The period setting is well-realised with lots of attention to detail in the sets, costumes, props and stock footage used on the old television sets, combining to create a believable sense of place. The direction is interesting in that it's almost entirely 'jaunty' - almost every shot is at an angle. It looks good. It's a shame the music is the usual Murray Gold bombast, as they could have had some fun with that too. The main characters certainly have some fun within the period setting, although they are overly cocky, even before they know what's going on.

[Picture: Detective Inspector Bishop doesn't do much detecting, taking the faceless people away without stopping to investigate. It's all a bit suspicious.]

Before the 'face' reveal, I liked the bits with the gran in the upstairs room banging on the floor and everyone trying to ignore her. I thought that was really freaky. But this is as much a story about people's faces mysteriously disappearing as it is about a prideful father trying to uphold his family's dignity in an era when making a fuss was seen as a sign of weakness. These characters are somewhat two-dimensional, however, almost to the point of parody.

[Picture: The blustering father is the character you love to hate. "I AM TALKING!"]

The Wire is an entity of consciousness or energy not unlike the 'Great Intelligence'. Unfortunately, we don't learn very much about her (it?) before the Doctor reverses the polarity (ho-ho!) and traps her in a betamax cassette, magically restoring everybody's minds and faces somehow. The Idiot's Lantern is more concerned with selling the believability of the era and in creating some scary scenarios (which it does) and less concerned with explaining the hows and whys of the plot.
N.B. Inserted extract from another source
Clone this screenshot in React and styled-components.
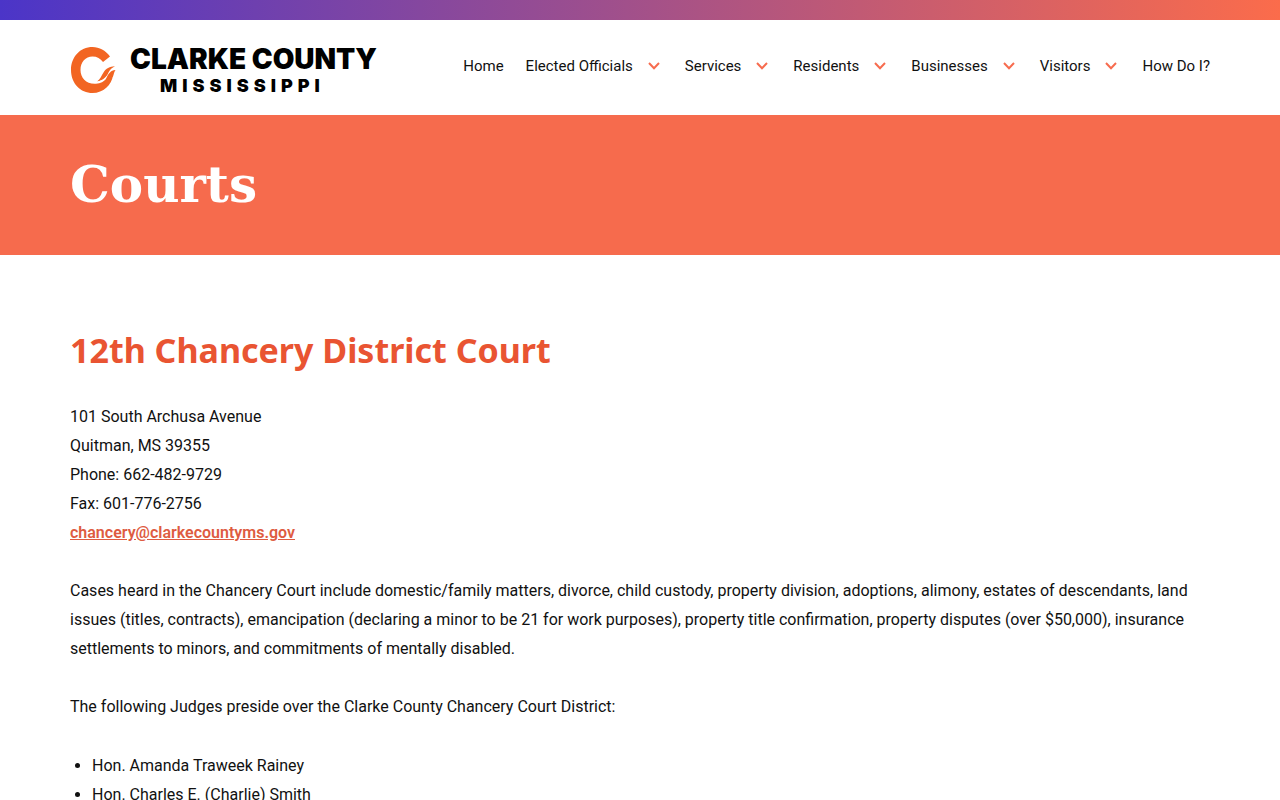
import React from 'react';
import styled, { createGlobalStyle } from 'styled-components';

const GlobalStyle = createGlobalStyle`
  *, *::before, *::after { box-sizing: border-box; }
  html { scrollbar-width: none; }
  body {
    margin: 0;
    background: #fff;
    color: #111;
    font-family: Roboto, "Liberation Sans", sans-serif;
    font-size: 16px;
    line-height: 29px;
  }
`;

const Page = styled.div`
  min-height: 100vh;
`;

const AccentBar = styled.div`
  height: 20px;
  background: linear-gradient(90deg, #4b35c8, #fb6c4b);
`;

const Container = styled.div`
  max-width: 1180px;
  margin: 0 auto;
  padding: 0 20px;
`;

const HeaderRow = styled(Container)`
  display: flex;
  align-items: center;
  justify-content: space-between;
  padding-top: 23px;
  padding-bottom: 18px;
`;

const Brand = styled.a`
  display: flex;
  align-items: center;
  gap: 13px;
  color: #000;
  text-decoration: none;
`;

const BrandText = styled.span`
  display: flex;
  flex-direction: column;
  font-family: Inter, Roboto, sans-serif;
  font-weight: 900;
  white-space: nowrap;
`;

const BrandName = styled.span`
  font-size: 28px;
  line-height: 32px;
`;

const BrandState = styled.span`
  padding-left: 30px;
  font-size: 18px;
  line-height: 22px;
  letter-spacing: 5px;
`;

const NavList = styled.ul`
  display: flex;
  align-items: center;
  gap: 22px;
  margin: 0;
  padding: 0 0 8px;
  list-style: none;
`;

const NavItem = styled.li`
  display: flex;
  align-items: center;
  white-space: nowrap;
`;

const NavLink = styled.a`
  color: #111;
  font-size: 15px;
  text-decoration: none;
`;

const Toggle = styled.button`
  display: flex;
  margin: 0 0 0 12px;
  padding: 3px;
  border: 0;
  background: none;
  color: #f76c4f;
`;

const Banner = styled.div`
  padding: 40px 0;
  background: #f66b4d;
`;

const PageTitle = styled.h1`
  margin: 0;
  color: #fff;
  font: bold 50px/60px "DejaVu Serif", serif;
`;

const Content = styled(Container)`
  padding-top: 72px;
`;

const SectionTitle = styled.h2`
  margin: 0 0 28px;
  color: #e95432;
  font: 700 34px/47px "Noto Sans", "Open Sans", sans-serif;
`;

const Paragraph = styled.p`
  margin: 0 0 29px;
`;

const MailLink = styled.a`
  color: #de5b41;
  font-weight: 600;
`;

const JudgeList = styled.ul`
  margin: 0;
  padding: 1px 0 0 22px;
`;

const Logo = () => (
  <svg width="47" height="48" viewBox="0 0 47 48" aria-hidden="true">
    <path
      fill="#f26522"
      d="M40 10.500C35.500 4.500 29.500 1 22.500 1C10 1 1 11 1 24C1 37.500 10.500 47 22.500 47C33.500 47 41.500 39 43 29.500C40.500 29 38.500 30 36.500 32.500C34 35.500 30.500 37.500 26 37.800C16.500 38.500 10.500 32 10.500 24C10.500 16 15.500 10.500 22.500 10.500C27 10.500 30.500 12.500 33 16Z"
    />
    <path
      fill="#f26522"
      d="M27 35.500C30.500 33 31.500 29.500 33.500 26.500C36 22.500 39.500 20.500 45 20.300C42 22 40 23.500 38.500 26.500C36.500 31 33 34.500 27 35.500Z"
    />
    <path
      fill="none"
      stroke="#fff"
      strokeWidth="1"
      d="M27 36.200C34 35 37.500 31 39.300 27"
    />
    <path
      fill="#f26522"
      d="M36 33C38.500 27.500 40.500 24.500 45.500 24C44 26 44 28 43 30.500C41 32 39 33 36 33Z"
    />
  </svg>
);

const Chevron = () => (
  <svg width="12" height="8" viewBox="0 0 12 8" aria-hidden="true">
    <path d="M1 1L6 6.200L11 1" fill="none" stroke="currentColor" strokeWidth="2" />
  </svg>
);

const links = [
  { label: 'Home' },
  { label: 'Elected Officials', menu: true },
  { label: 'Services', menu: true },
  { label: 'Residents', menu: true },
  { label: 'Businesses', menu: true },
  { label: 'Visitors', menu: true },
  { label: 'How Do I?' },
];

export default function App() {
  return (
    <Page>
      <GlobalStyle />
      <AccentBar />
      <header>
        <HeaderRow>
          <Brand href="#">
            <Logo />
            <BrandText>
              <BrandName>CLARKE COUNTY</BrandName>
              <BrandState>MISSISSIPPI</BrandState>
            </BrandText>
          </Brand>
          <nav aria-label="Main">
            <NavList>
              {links.map(({ label, menu }) => (
                <NavItem key={label}>
                  <NavLink href="#">{label}</NavLink>
                  {menu && (
                    <Toggle type="button" aria-label={`${label} menu`}>
                      <Chevron />
                    </Toggle>
                  )}
                </NavItem>
              ))}
            </NavList>
          </nav>
        </HeaderRow>
      </header>
      <Banner>
        <Container>
          <PageTitle>Courts</PageTitle>
        </Container>
      </Banner>
      <Content as="main">
        <SectionTitle>12th Chancery District Court</SectionTitle>
        <Paragraph>
          101 South Archusa Avenue
          <br />
          Quitman, MS 39355
          <br />
          Phone: 662-482-9729
          <br />
          Fax: 601-776-2756
          <br />
          <MailLink href="mailto:chancery@clarkecountyms.gov">chancery@clarkecountyms.gov</MailLink>
        </Paragraph>
        <Paragraph>
          Cases heard in the Chancery Court include domestic/family matters, divorce, child custody,
          property division, adoptions, alimony, estates of descendants, land issues (titles,
          contracts), emancipation (declaring a minor to be 21 for work purposes), property title
          confirmation, property disputes (over $50,000), insurance settlements to minors, and
          commitments of mentally disabled.
        </Paragraph>
        <Paragraph>
          The following Judges preside over the Clarke County Chancery Court District:
        </Paragraph>
        <JudgeList>
          <li>Hon. Amanda Traweek Rainey</li>
          <li>Hon. Charles E. (Charlie) Smith</li>
        </JudgeList>
      </Content>
    </Page>
  );
}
It's not muddled, just underdeveloped. There's also too much sonic screwdrivering, but this is becoming an issue in general.

[Picture: Maureen Lipman plays The Wire, an evil entity with a calm and soothing BBC television voice - aside from the "HUNGRY, FEED ME" stuff.]

But I actually quite enjoyed this on the whole. I can forgive some underdeveloped elements for a good sense of style and effective scares. The Doctor stuck in the cage full of faceless people is brilliant. It's also good to see Rose leading the investigation for a bit, seeing things the Doctor missed, but unfortunately she gets damseled and the Doctor does his "now it's personal" routine where he talks through his teeth and scrunches up his little face. I could take this more seriously if he didn't have his Elvis hair throughout, but there you go.

[Picture: "There is no power on this Earth that can stop me!" Grrr... Elvis SMASH!]